Rate requirements for importance. For each requirement capture how important it is, to whom it is important, and why it is important to them. If there are several people who have differing levels of importance, record the highest importance.
11) Too simple or too complicated product scoring systems
Some RFPs have a simple “Yes” or “No” for responses to a requirement and room for a comment. Others have complicated arrangements of multiple columns, e.g. a Y/N column, a column for how much effort is required and a third column for the level of customization required. These approaches do not capture the information in a way that can be effectively consolidated into the purchasing decision.
Use the simplest possible scoring system that adequately captures how well the product meets your requirements, and then rank the software. Remember you will only buy one software product, so complicated systems that allow you to look at the evaluation from multiple angles can sometimes get in the way of a decision.
12) RFP response validation
Some vendors are "over-optimistic" when responding to an RFP, especially if requirements are not clearly expressed. These over-optimistic responses must be found and corrected before the purchase, because they can, and do, change purchase decisions. The traditional RFP process has no way to validate vendor responses. If this step is skipped, there is a serious risk of falling into an “over promise, under deliver” situation especially when there are large amounts of money involved.

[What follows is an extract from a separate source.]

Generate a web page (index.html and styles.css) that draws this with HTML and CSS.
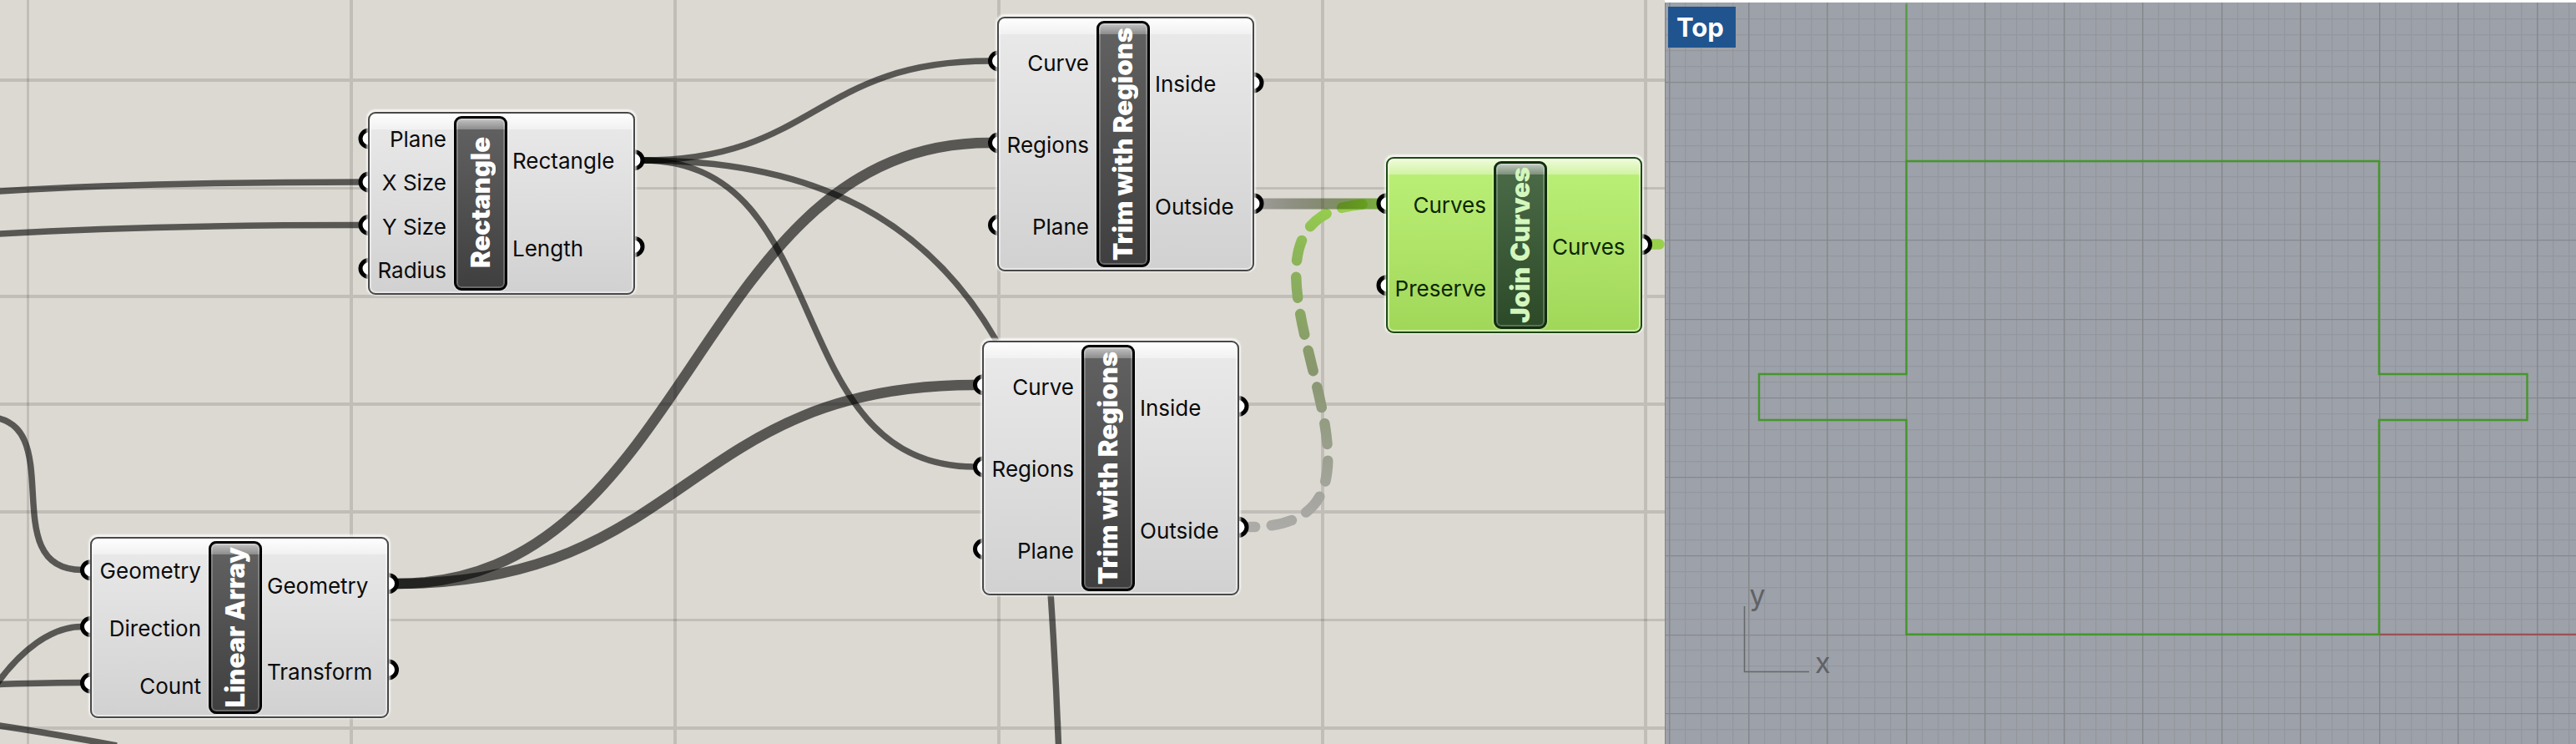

Before making the purchase audit the winning RFP to validate that vendor responses truly measure how well the software meets your requirements.
We suggest that the limitations of the traditional RFP process are a significant cause of outright or partial software selection failures. Being aware of the problems highlighted in this article along with the fixes suggested should reduce your risks next time your organization undertakes an enterprise software selection project.
This article is an updated version of a white paper published by Wayferry.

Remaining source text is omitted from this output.